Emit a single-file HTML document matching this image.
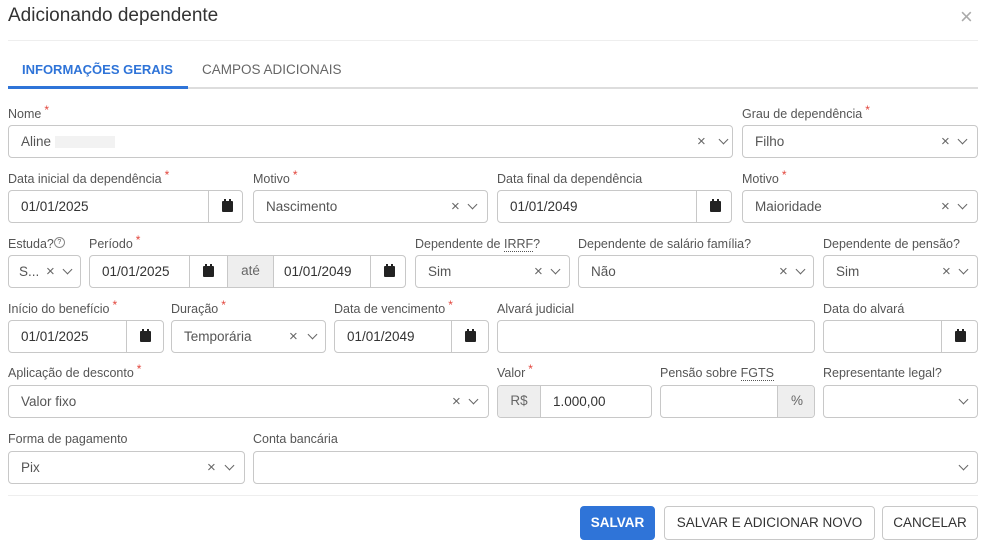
<!DOCTYPE html><html><head><style>
body{margin:0;width:986px;height:543px;background:#fff;font-family:"Liberation Sans",sans-serif;position:relative;overflow:hidden;color:#333}
.a{position:absolute}
.l{position:absolute;font-size:12.5px;color:#555;white-space:nowrap}
.l i{color:#e2453c;font-style:normal;font-size:12px;position:relative;top:-4px;margin-left:3px}
.f{position:absolute;height:33px;border:1px solid #c8c8c8;border-radius:4px;box-sizing:border-box;font-size:13.5px;color:#333;line-height:31px;padding-left:12px;white-space:nowrap;overflow:hidden}
.s{color:#555}
.x{position:absolute;top:0;font-size:15px;color:#666}
.cal{position:absolute;top:0;bottom:0;border-left:1px solid #c8c8c8;width:36px}
.cal:after{content:"";position:absolute;left:13px;top:10px;width:11px;height:11px;background:#222;border-radius:1px}
.cal:before{content:"";position:absolute;left:15px;top:8px;width:7px;height:3px;border-left:2px solid #222;border-right:2px solid #222;box-sizing:border-box}
.ch{position:absolute;top:10px;width:6px;height:6px;border-right:1.3px solid #666;border-bottom:1.3px solid #666;transform:rotate(45deg)}
.btn{position:absolute;top:506px;height:34px;border:1px solid #c8c8c8;border-radius:4px;box-sizing:border-box;font-size:13.5px;line-height:32px;text-align:center;color:#333}
</style></head><body>
<div class="a" style="left:8px;top:5px;font-size:19px;color:#333">Adicionando dependente</div>
<div class="a" style="left:960px;top:4px;font-size:22px;color:#aaa">×</div>
<div class="a" style="left:8px;top:40px;width:970px;height:1px;background:#eee"></div>
<div class="a" style="left:22px;top:62px;font-size:13px;font-weight:bold;color:#2f74d8">INFORMAÇÕES GERAIS</div>
<div class="a" style="left:202px;top:62px;font-size:13.5px;color:#666">CAMPOS ADICIONAIS</div>
<div class="a" style="left:8px;top:87px;width:970px;height:2px;background:#ddd"></div>
<div class="a" style="left:8px;top:86px;width:180px;height:3px;background:#2f74d8"></div>

<div class="l" style="left:8px;top:107px">Nome<i>*</i></div>
<div class="f s" style="left:8px;top:125px;width:725px">Aline <span style="display:inline-block;width:60px;height:12px;background:#f2f2f2;vertical-align:middle"></span><span class="x" style="left:688px">×</span><span class="ch" style="left:711px"></span></div>
<div class="l" style="left:742px;top:107px">Grau de dependência<i>*</i></div>
<div class="f s" style="left:742px;top:125px;width:236px">Filho<span class="x" style="left:198px">×</span><span class="ch" style="left:216px"></span></div>

<div class="l" style="left:8px;top:172px">Data inicial da dependência<i>*</i></div>
<div class="f" style="left:8px;top:190px;width:235px">01/01/2025<span class="cal" style="left:199px"></span></div>
<div class="l" style="left:253px;top:172px">Motivo<i>*</i></div>
<div class="f s" style="left:253px;top:190px;width:235px">Nascimento<span class="x" style="left:197px">×</span><span class="ch" style="left:215px"></span></div>
<div class="l" style="left:497px;top:172px">Data final da dependência</div>
<div class="f" style="left:497px;top:190px;width:235px">01/01/2049<span class="cal" style="left:198px"></span></div>
<div class="l" style="left:742px;top:172px">Motivo<i>*</i></div>
<div class="f s" style="left:742px;top:190px;width:236px">Maioridade<span class="x" style="left:198px">×</span><span class="ch" style="left:216px"></span></div>

<div class="l" style="left:8px;top:237px">Estuda?<span style="display:inline-block;width:9px;height:9px;border:1px solid #888;border-radius:50%;font-size:7px;line-height:9px;text-align:center;vertical-align:top">?</span></div>
<div class="f s" style="left:8px;top:255px;width:73px;padding-left:10px">S...<span class="x" style="left:37px">×</span><span class="ch" style="left:55px"></span></div>
<div class="l" style="left:89px;top:237px">Período<i>*</i></div>
<div class="f" style="left:89px;top:255px;width:317px">01/01/2025<span class="cal" style="left:99px"></span><span class="a" style="left:137px;top:0;width:45px;height:33px;background:#eee;border-left:1px solid #c8c8c8;border-right:1px solid #c8c8c8;text-align:center;color:#666;line-height:29px">até</span><span class="a" style="left:194px;top:0">01/01/2049</span><span class="cal" style="left:280px"></span></div>
<div class="l" style="left:415px;top:237px">Dependente de <span style="border-bottom:1px dotted #555">IRRF</span>?</div>
<div class="f s" style="left:415px;top:255px;width:155px">Sim<span class="x" style="left:118px">×</span><span class="ch" style="left:136px"></span></div>
<div class="l" style="left:578px;top:237px">Dependente de salário família?</div>
<div class="f s" style="left:578px;top:255px;width:236px">Não<span class="x" style="left:200px">×</span><span class="ch" style="left:218px"></span></div>
<div class="l" style="left:823px;top:237px">Dependente de pensão?</div>
<div class="f s" style="left:823px;top:255px;width:155px">Sim<span class="x" style="left:118px">×</span><span class="ch" style="left:136px"></span></div>

<div class="l" style="left:8px;top:302px">Início do benefício<i>*</i></div>
<div class="f" style="left:8px;top:320px;width:156px">01/01/2025<span class="cal" style="left:117px"></span></div>
<div class="l" style="left:171px;top:302px">Duração<i>*</i></div>
<div class="f s" style="left:171px;top:320px;width:155px">Temporária<span class="x" style="left:117px">×</span><span class="ch" style="left:137px"></span></div>
<div class="l" style="left:334px;top:302px">Data de vencimento<i>*</i></div>
<div class="f" style="left:334px;top:320px;width:155px">01/01/2049<span class="cal" style="left:116px"></span></div>
<div class="l" style="left:497px;top:302px">Alvará judicial</div>
<div class="f" style="left:497px;top:320px;width:318px"></div>
<div class="l" style="left:823px;top:302px">Data do alvará</div>
<div class="f" style="left:823px;top:320px;width:155px"><span class="cal" style="left:117px"></span></div>

<div class="l" style="left:8px;top:366px">Aplicação de desconto<i>*</i></div>
<div class="f s" style="left:8px;top:385px;width:481px">Valor fixo<span class="x" style="left:443px">×</span><span class="ch" style="left:461px"></span></div>
<div class="l" style="left:497px;top:366px">Valor<i>*</i></div>
<div class="f" style="left:497px;top:385px;width:155px;padding-left:0"><span class="a" style="left:0;top:0;width:42px;height:33px;background:#eee;border-right:1px solid #c8c8c8;text-align:center;color:#666;line-height:29px">R$</span><span class="a" style="left:55px;top:0">1.000,00</span></div>
<div class="l" style="left:660px;top:366px">Pensão sobre <span style="border-bottom:1px dotted #555">FGTS</span></div>
<div class="f" style="left:660px;top:385px;width:155px"><span class="a" style="left:116px;top:0;width:38px;height:33px;background:#eee;border-left:1px solid #c8c8c8;text-align:center;color:#666;line-height:29px">%</span></div>
<div class="l" style="left:823px;top:366px">Representante legal?</div>
<div class="f" style="left:823px;top:385px;width:155px"><span class="ch" style="left:136px"></span></div>

<div class="l" style="left:8px;top:432px">Forma de pagamento</div>
<div class="f s" style="left:8px;top:451px;width:237px">Pix<span class="x" style="left:198px">×</span><span class="ch" style="left:217px"></span></div>
<div class="l" style="left:253px;top:432px">Conta bancária</div>
<div class="f" style="left:253px;top:451px;width:725px"><span class="ch" style="left:706px"></span></div>

<div class="a" style="left:8px;top:495px;width:970px;height:1px;background:#eee"></div>
<div class="btn" style="left:580px;width:75px;background:#2f74d8;border-color:#2f74d8;color:#fff;font-weight:bold">SALVAR</div>
<div class="btn" style="left:664px;width:211px">SALVAR E ADICIONAR NOVO</div>
<div class="btn" style="left:882px;width:96px">CANCELAR</div>
</body></html>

● ● ● ● ● ● ●

▶ [Problem requirements]: Copy out each line word for word, please, skipping the images.

▶ [Complete response]:
Emit a single-file HTML document matching this image.
<!DOCTYPE html><html><head><style>
body{margin:0;width:986px;height:543px;background:#fff;font-family:"Liberation Sans",sans-serif;position:relative;overflow:hidden;color:#333}
.a{position:absolute}
.l{position:absolute;font-size:12.5px;color:#555;white-space:nowrap}
.l i{color:#e2453c;font-style:normal;font-size:12px;position:relative;top:-4px;margin-left:3px}
.f{position:absolute;height:33px;border:1px solid #c8c8c8;border-radius:4px;box-sizing:border-box;font-size:13.5px;color:#333;line-height:31px;padding-left:12px;white-space:nowrap;overflow:hidden}
.s{color:#555}
.x{position:absolute;top:0;font-size:15px;color:#666}
.cal{position:absolute;top:0;bottom:0;border-left:1px solid #c8c8c8;width:36px}
.cal:after{content:"";position:absolute;left:13px;top:10px;width:11px;height:11px;background:#222;border-radius:1px}
.cal:before{content:"";position:absolute;left:15px;top:8px;width:7px;height:3px;border-left:2px solid #222;border-right:2px solid #222;box-sizing:border-box}
.ch{position:absolute;top:10px;width:6px;height:6px;border-right:1.3px solid #666;border-bottom:1.3px solid #666;transform:rotate(45deg)}
.btn{position:absolute;top:506px;height:34px;border:1px solid #c8c8c8;border-radius:4px;box-sizing:border-box;font-size:13.5px;line-height:32px;text-align:center;color:#333}
</style></head><body>
<div class="a" style="left:8px;top:5px;font-size:19px;color:#333">Adicionando dependente</div>
<div class="a" style="left:960px;top:4px;font-size:22px;color:#aaa">×</div>
<div class="a" style="left:8px;top:40px;width:970px;height:1px;background:#eee"></div>
<div class="a" style="left:22px;top:62px;font-size:13px;font-weight:bold;color:#2f74d8">INFORMAÇÕES GERAIS</div>
<div class="a" style="left:202px;top:62px;font-size:13.5px;color:#666">CAMPOS ADICIONAIS</div>
<div class="a" style="left:8px;top:87px;width:970px;height:2px;background:#ddd"></div>
<div class="a" style="left:8px;top:86px;width:180px;height:3px;background:#2f74d8"></div>

<div class="l" style="left:8px;top:107px">Nome<i>*</i></div>
<div class="f s" style="left:8px;top:125px;width:725px">Aline <span style="display:inline-block;width:60px;height:12px;background:#f2f2f2;vertical-align:middle"></span><span class="x" style="left:688px">×</span><span class="ch" style="left:711px"></span></div>
<div class="l" style="left:742px;top:107px">Grau de dependência<i>*</i></div>
<div class="f s" style="left:742px;top:125px;width:236px">Filho<span class="x" style="left:198px">×</span><span class="ch" style="left:216px"></span></div>

<div class="l" style="left:8px;top:172px">Data inicial da dependência<i>*</i></div>
<div class="f" style="left:8px;top:190px;width:235px">01/01/2025<span class="cal" style="left:199px"></span></div>
<div class="l" style="left:253px;top:172px">Motivo<i>*</i></div>
<div class="f s" style="left:253px;top:190px;width:235px">Nascimento<span class="x" style="left:197px">×</span><span class="ch" style="left:215px"></span></div>
<div class="l" style="left:497px;top:172px">Data final da dependência</div>
<div class="f" style="left:497px;top:190px;width:235px">01/01/2049<span class="cal" style="left:198px"></span></div>
<div class="l" style="left:742px;top:172px">Motivo<i>*</i></div>
<div class="f s" style="left:742px;top:190px;width:236px">Maioridade<span class="x" style="left:198px">×</span><span class="ch" style="left:216px"></span></div>

<div class="l" style="left:8px;top:237px">Estuda?<span style="display:inline-block;width:9px;height:9px;border:1px solid #888;border-radius:50%;font-size:7px;line-height:9px;text-align:center;vertical-align:top">?</span></div>
<div class="f s" style="left:8px;top:255px;width:73px;padding-left:10px">S...<span class="x" style="left:37px">×</span><span class="ch" style="left:55px"></span></div>
<div class="l" style="left:89px;top:237px">Período<i>*</i></div>
<div class="f" style="left:89px;top:255px;width:317px">01/01/2025<span class="cal" style="left:99px"></span><span class="a" style="left:137px;top:0;width:45px;height:33px;background:#eee;border-left:1px solid #c8c8c8;border-right:1px solid #c8c8c8;text-align:center;color:#666;line-height:29px">até</span><span class="a" style="left:194px;top:0">01/01/2049</span><span class="cal" style="left:280px"></span></div>
<div class="l" style="left:415px;top:237px">Dependente de <span style="border-bottom:1px dotted #555">IRRF</span>?</div>
<div class="f s" style="left:415px;top:255px;width:155px">Sim<span class="x" style="left:118px">×</span><span class="ch" style="left:136px"></span></div>
<div class="l" style="left:578px;top:237px">Dependente de salário família?</div>
<div class="f s" style="left:578px;top:255px;width:236px">Não<span class="x" style="left:200px">×</span><span class="ch" style="left:218px"></span></div>
<div class="l" style="left:823px;top:237px">Dependente de pensão?</div>
<div class="f s" style="left:823px;top:255px;width:155px">Sim<span class="x" style="left:118px">×</span><span class="ch" style="left:136px"></span></div>

<div class="l" style="left:8px;top:302px">Início do benefício<i>*</i></div>
<div class="f" style="left:8px;top:320px;width:156px">01/01/2025<span class="cal" style="left:117px"></span></div>
<div class="l" style="left:171px;top:302px">Duração<i>*</i></div>
<div class="f s" style="left:171px;top:320px;width:155px">Temporária<span class="x" style="left:117px">×</span><span class="ch" style="left:137px"></span></div>
<div class="l" style="left:334px;top:302px">Data de vencimento<i>*</i></div>
<div class="f" style="left:334px;top:320px;width:155px">01/01/2049<span class="cal" style="left:116px"></span></div>
<div class="l" style="left:497px;top:302px">Alvará judicial</div>
<div class="f" style="left:497px;top:320px;width:318px"></div>
<div class="l" style="left:823px;top:302px">Data do alvará</div>
<div class="f" style="left:823px;top:320px;width:155px"><span class="cal" style="left:117px"></span></div>

<div class="l" style="left:8px;top:366px">Aplicação de desconto<i>*</i></div>
<div class="f s" style="left:8px;top:385px;width:481px">Valor fixo<span class="x" style="left:443px">×</span><span class="ch" style="left:461px"></span></div>
<div class="l" style="left:497px;top:366px">Valor<i>*</i></div>
<div class="f" style="left:497px;top:385px;width:155px;padding-left:0"><span class="a" style="left:0;top:0;width:42px;height:33px;background:#eee;border-right:1px solid #c8c8c8;text-align:center;color:#666;line-height:29px">R$</span><span class="a" style="left:55px;top:0">1.000,00</span></div>
<div class="l" style="left:660px;top:366px">Pensão sobre <span style="border-bottom:1px dotted #555">FGTS</span></div>
<div class="f" style="left:660px;top:385px;width:155px"><span class="a" style="left:116px;top:0;width:38px;height:33px;background:#eee;border-left:1px solid #c8c8c8;text-align:center;color:#666;line-height:29px">%</span></div>
<div class="l" style="left:823px;top:366px">Representante legal?</div>
<div class="f" style="left:823px;top:385px;width:155px"><span class="ch" style="left:136px"></span></div>

<div class="l" style="left:8px;top:432px">Forma de pagamento</div>
<div class="f s" style="left:8px;top:451px;width:237px">Pix<span class="x" style="left:198px">×</span><span class="ch" style="left:217px"></span></div>
<div class="l" style="left:253px;top:432px">Conta bancária</div>
<div class="f" style="left:253px;top:451px;width:725px"><span class="ch" style="left:706px"></span></div>

<div class="a" style="left:8px;top:495px;width:970px;height:1px;background:#eee"></div>
<div class="btn" style="left:580px;width:75px;background:#2f74d8;border-color:#2f74d8;color:#fff;font-weight:bold">SALVAR</div>
<div class="btn" style="left:664px;width:211px">SALVAR E ADICIONAR NOVO</div>
<div class="btn" style="left:882px;width:96px">CANCELAR</div>
</body></html>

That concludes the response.